* [Available data]
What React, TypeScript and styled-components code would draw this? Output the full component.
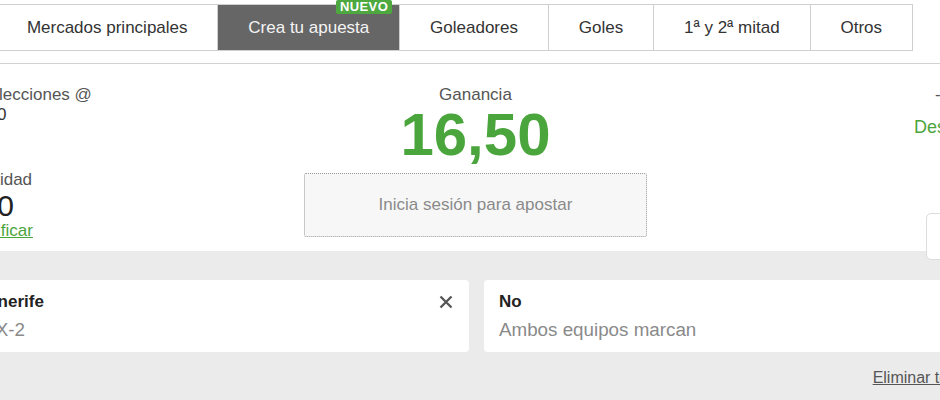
import React from "react";
import styled, { createGlobalStyle } from "styled-components";

const GlobalStyle = createGlobalStyle`
  html, body { margin: 0; padding: 0; background: #fff; }
  body { font-family: "Liberation Sans", Arial, Helvetica, sans-serif; overflow: hidden; }
  * { box-sizing: border-box; }
`;

const Page = styled.div`
  width: 940px;
  height: 400px;
  overflow: hidden;
  display: flex;
  flex-direction: column;
  background: #fff;
`;

const TabBar = styled.nav`
  display: flex;
  flex-shrink: 0;
  margin: 4px 0 12px -4px;
`;

const Tab = styled.div<{ $active?: boolean }>`
  position: relative;
  height: 47px;
  padding: 0 29.9px;
  display: flex;
  align-items: center;
  font-size: 17px;
  white-space: nowrap;
  border: 1px solid #cfcfcf;
  border-left-width: 0;
  &:first-child { border-left-width: 1px; }
  background: ${(p) => (p.$active ? "#666666" : "#ffffff")};
  color: ${(p) => (p.$active ? "#f4f4f4" : "#333333")};
`;

const Badge = styled.span`
  position: absolute;
  top: -5px;
  right: 7px;
  background: #4ca83f;
  color: #fff;
  font-weight: bold;
  font-size: 13px;
  line-height: 14px;
  letter-spacing: 0.4px;
  padding: 0 4px;
  border-radius: 2px;
`;

const Wrapper = styled.div`
  flex: 1;
  width: 1025px;
  margin-left: -36px;
  display: flex;
  flex-direction: column;
`;

const Panel = styled.section`
  background: #fff;
  border-top: 1px solid #d2d2d2;
  display: grid;
  grid-template-columns: 1fr 343px 1fr;
  padding: 21px 0 10px;
`;

const LeftCol = styled.div`
  display: flex;
  flex-direction: column;
  align-items: flex-start;
`;

const Label = styled.div<{ $gap?: number }>`
  font-size: 17px;
  line-height: 20px;
  color: #555;
  white-space: nowrap;
  margin-top: ${(p) => p.$gap ?? 0}px;
`;

const Odds = styled.div`
  font-size: 17px;
  line-height: 20px;
  color: #333;
`;

const Amount = styled.div`
  font-size: 30px;
  line-height: 31px;
  color: #222;
`;

const GreenLink = styled.a`
  font-size: 17px;
  line-height: 20px;
  color: #4ba53d;
  text-decoration: underline;
  cursor: pointer;
  white-space: nowrap;
`;

const CenterCol = styled.div`
  display: flex;
  flex-direction: column;
  align-items: center;
`;

const Big = styled.div`
  font-size: 60px;
  line-height: 60px;
  font-weight: bold;
  color: #4ba53d;
`;

const LoginButton = styled.button`
  margin-top: 8px;
  width: 343px;
  height: 64px;
  background: #f7f7f7;
  border: 1px dotted #9a9a9a;
  border-radius: 2px;
  font-family: inherit;
  font-size: 17px;
  color: #8a8a8a;
  cursor: pointer;
`;

const RightCol = styled.div`
  position: relative;
  display: flex;
  flex-direction: column;
  align-items: flex-start;
`;

const Dash = styled.div`
  font-size: 17px;
  line-height: 20px;
  color: #555;
  margin-left: 288px;
`;

const RightLink = styled(GreenLink)`
  margin: 12px 0 0 267px;
  text-decoration: none;
  font-size: 18px;
`;

const SideBox = styled.div`
  position: absolute;
  top: 128px;
  left: 279px;
  width: 90px;
  height: 47px;
  background: #fff;
  border: 1px solid #dcdcdc;
  border-radius: 5px;
`;

const Lower = styled.section`
  flex: 1;
  background: #ebebeb;
  padding-top: 29px;
`;

const Cards = styled.div`
  display: grid;
  grid-template-columns: 1fr 1fr;
  gap: 15px;
`;

const Card = styled.div`
  height: 72px;
  background: #fff;
  border-radius: 4px;
  padding: 12px 15px 0 15px;
`;

const CardHead = styled.div`
  display: flex;
  justify-content: space-between;
  align-items: center;
`;

const CardTitle = styled.div`
  font-size: 17px;
  line-height: 20px;
  font-weight: bold;
  color: #222;
`;

const CardSub = styled.div`
  font-size: 18.8px;
  line-height: 26px;
  margin-top: 4.5px;
  color: #8a8a8a;
  white-space: nowrap;
`;

const CloseBtn = styled.button`
  width: 16px;
  height: 16px;
  padding: 0;
  border: none;
  background: transparent;
  display: flex;
  align-items: center;
  justify-content: center;
  cursor: pointer;
`;

const Footer = styled.div`
  display: flex;
  justify-content: flex-end;
  padding: 15.5px 15px 0 0;
`;

const ClearLink = styled.a`
  font-size: 16px;
  line-height: 20px;
  color: #555;
  text-decoration: underline;
  cursor: pointer;
`;

const tabs = ["Mercados principales", "Crea tu apuesta", "Goleadores", "Goles", "1ª y 2ª mitad", "Otros"];

const picks = [
  { title: "Tenerife", sub: "1-X-2", close: true },
  { title: "No", sub: "Ambos equipos marcan", close: false },
];

export default function App() {
  return (
    <>
      <GlobalStyle />
      <Page>
        <TabBar>
          {tabs.map((t) => (
            <Tab key={t} $active={t === "Crea tu apuesta"}>
              {t}
              {t === "Crea tu apuesta" && <Badge>NUEVO</Badge>}
            </Tab>
          ))}
        </TabBar>
        <Wrapper>
          <Panel>
            <LeftCol>
              <Label>2 Selecciones @</Label>
              <Odds>16,50</Odds>
              <Label $gap={45}>Cantidad</Label>
              <Amount>€10</Amount>
              <GreenLink>Modificar</GreenLink>
            </LeftCol>
            <CenterCol>
              <Label>Ganancia</Label>
              <Big>16,50</Big>
              <LoginButton>Inicia sesión para apostar</LoginButton>
            </CenterCol>
            <RightCol>
              <Dash>-</Dash>
              <RightLink>Desglose</RightLink>
              <SideBox />
            </RightCol>
          </Panel>
          <Lower>
            <Cards>
              {picks.map((p) => (
                <Card key={p.title}>
                  <CardHead>
                    <CardTitle>{p.title}</CardTitle>
                    {p.close && (
                      <CloseBtn aria-label="Eliminar">
                        <svg width="14" height="14" viewBox="0 0 14 14">
                          <path d="M1.5 1.5 L12.5 12.5 M12.5 1.5 L1.5 12.5" stroke="#555" strokeWidth="2.3" fill="none" />
                        </svg>
                      </CloseBtn>
                    )}
                  </CardHead>
                  <CardSub>{p.sub}</CardSub>
                </Card>
              ))}
            </Cards>
            <Footer>
              <ClearLink>Eliminar todas</ClearLink>
            </Footer>
          </Lower>
        </Wrapper>
      </Page>
    </>
  );
}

* [Problem to solve]
Write the material out again exactly as it appears, dropping the pictures.

* [Written answer]
What React, TypeScript and styled-components code would draw this? Output the full component.
import React from "react";
import styled, { createGlobalStyle } from "styled-components";

const GlobalStyle = createGlobalStyle`
  html, body { margin: 0; padding: 0; background: #fff; }
  body { font-family: "Liberation Sans", Arial, Helvetica, sans-serif; overflow: hidden; }
  * { box-sizing: border-box; }
`;

const Page = styled.div`
  width: 940px;
  height: 400px;
  overflow: hidden;
  display: flex;
  flex-direction: column;
  background: #fff;
`;

const TabBar = styled.nav`
  display: flex;
  flex-shrink: 0;
  margin: 4px 0 12px -4px;
`;

const Tab = styled.div<{ $active?: boolean }>`
  position: relative;
  height: 47px;
  padding: 0 29.9px;
  display: flex;
  align-items: center;
  font-size: 17px;
  white-space: nowrap;
  border: 1px solid #cfcfcf;
  border-left-width: 0;
  &:first-child { border-left-width: 1px; }
  background: ${(p) => (p.$active ? "#666666" : "#ffffff")};
  color: ${(p) => (p.$active ? "#f4f4f4" : "#333333")};
`;

const Badge = styled.span`
  position: absolute;
  top: -5px;
  right: 7px;
  background: #4ca83f;
  color: #fff;
  font-weight: bold;
  font-size: 13px;
  line-height: 14px;
  letter-spacing: 0.4px;
  padding: 0 4px;
  border-radius: 2px;
`;

const Wrapper = styled.div`
  flex: 1;
  width: 1025px;
  margin-left: -36px;
  display: flex;
  flex-direction: column;
`;

const Panel = styled.section`
  background: #fff;
  border-top: 1px solid #d2d2d2;
  display: grid;
  grid-template-columns: 1fr 343px 1fr;
  padding: 21px 0 10px;
`;

const LeftCol = styled.div`
  display: flex;
  flex-direction: column;
  align-items: flex-start;
`;

const Label = styled.div<{ $gap?: number }>`
  font-size: 17px;
  line-height: 20px;
  color: #555;
  white-space: nowrap;
  margin-top: ${(p) => p.$gap ?? 0}px;
`;

const Odds = styled.div`
  font-size: 17px;
  line-height: 20px;
  color: #333;
`;

const Amount = styled.div`
  font-size: 30px;
  line-height: 31px;
  color: #222;
`;

const GreenLink = styled.a`
  font-size: 17px;
  line-height: 20px;
  color: #4ba53d;
  text-decoration: underline;
  cursor: pointer;
  white-space: nowrap;
`;

const CenterCol = styled.div`
  display: flex;
  flex-direction: column;
  align-items: center;
`;

const Big = styled.div`
  font-size: 60px;
  line-height: 60px;
  font-weight: bold;
  color: #4ba53d;
`;

const LoginButton = styled.button`
  margin-top: 8px;
  width: 343px;
  height: 64px;
  background: #f7f7f7;
  border: 1px dotted #9a9a9a;
  border-radius: 2px;
  font-family: inherit;
  font-size: 17px;
  color: #8a8a8a;
  cursor: pointer;
`;

const RightCol = styled.div`
  position: relative;
  display: flex;
  flex-direction: column;
  align-items: flex-start;
`;

const Dash = styled.div`
  font-size: 17px;
  line-height: 20px;
  color: #555;
  margin-left: 288px;
`;

const RightLink = styled(GreenLink)`
  margin: 12px 0 0 267px;
  text-decoration: none;
  font-size: 18px;
`;

const SideBox = styled.div`
  position: absolute;
  top: 128px;
  left: 279px;
  width: 90px;
  height: 47px;
  background: #fff;
  border: 1px solid #dcdcdc;
  border-radius: 5px;
`;

const Lower = styled.section`
  flex: 1;
  background: #ebebeb;
  padding-top: 29px;
`;

const Cards = styled.div`
  display: grid;
  grid-template-columns: 1fr 1fr;
  gap: 15px;
`;

const Card = styled.div`
  height: 72px;
  background: #fff;
  border-radius: 4px;
  padding: 12px 15px 0 15px;
`;

const CardHead = styled.div`
  display: flex;
  justify-content: space-between;
  align-items: center;
`;

const CardTitle = styled.div`
  font-size: 17px;
  line-height: 20px;
  font-weight: bold;
  color: #222;
`;

const CardSub = styled.div`
  font-size: 18.8px;
  line-height: 26px;
  margin-top: 4.5px;
  color: #8a8a8a;
  white-space: nowrap;
`;

const CloseBtn = styled.button`
  width: 16px;
  height: 16px;
  padding: 0;
  border: none;
  background: transparent;
  display: flex;
  align-items: center;
  justify-content: center;
  cursor: pointer;
`;

const Footer = styled.div`
  display: flex;
  justify-content: flex-end;
  padding: 15.5px 15px 0 0;
`;

const ClearLink = styled.a`
  font-size: 16px;
  line-height: 20px;
  color: #555;
  text-decoration: underline;
  cursor: pointer;
`;

const tabs = ["Mercados principales", "Crea tu apuesta", "Goleadores", "Goles", "1ª y 2ª mitad", "Otros"];

const picks = [
  { title: "Tenerife", sub: "1-X-2", close: true },
  { title: "No", sub: "Ambos equipos marcan", close: false },
];

export default function App() {
  return (
    <>
      <GlobalStyle />
      <Page>
        <TabBar>
          {tabs.map((t) => (
            <Tab key={t} $active={t === "Crea tu apuesta"}>
              {t}
              {t === "Crea tu apuesta" && <Badge>NUEVO</Badge>}
            </Tab>
          ))}
        </TabBar>
        <Wrapper>
          <Panel>
            <LeftCol>
              <Label>2 Selecciones @</Label>
              <Odds>16,50</Odds>
              <Label $gap={45}>Cantidad</Label>
              <Amount>€10</Amount>
              <GreenLink>Modificar</GreenLink>
            </LeftCol>
            <CenterCol>
              <Label>Ganancia</Label>
              <Big>16,50</Big>
              <LoginButton>Inicia sesión para apostar</LoginButton>
            </CenterCol>
            <RightCol>
              <Dash>-</Dash>
              <RightLink>Desglose</RightLink>
              <SideBox />
            </RightCol>
          </Panel>
          <Lower>
            <Cards>
              {picks.map((p) => (
                <Card key={p.title}>
                  <CardHead>
                    <CardTitle>{p.title}</CardTitle>
                    {p.close && (
                      <CloseBtn aria-label="Eliminar">
                        <svg width="14" height="14" viewBox="0 0 14 14">
                          <path d="M1.5 1.5 L12.5 12.5 M12.5 1.5 L1.5 12.5" stroke="#555" strokeWidth="2.3" fill="none" />
                        </svg>
                      </CloseBtn>
                    )}
                  </CardHead>
                  <CardSub>{p.sub}</CardSub>
                </Card>
              ))}
            </Cards>
            <Footer>
              <ClearLink>Eliminar todas</ClearLink>
            </Footer>
          </Lower>
        </Wrapper>
      </Page>
    </>
  );
}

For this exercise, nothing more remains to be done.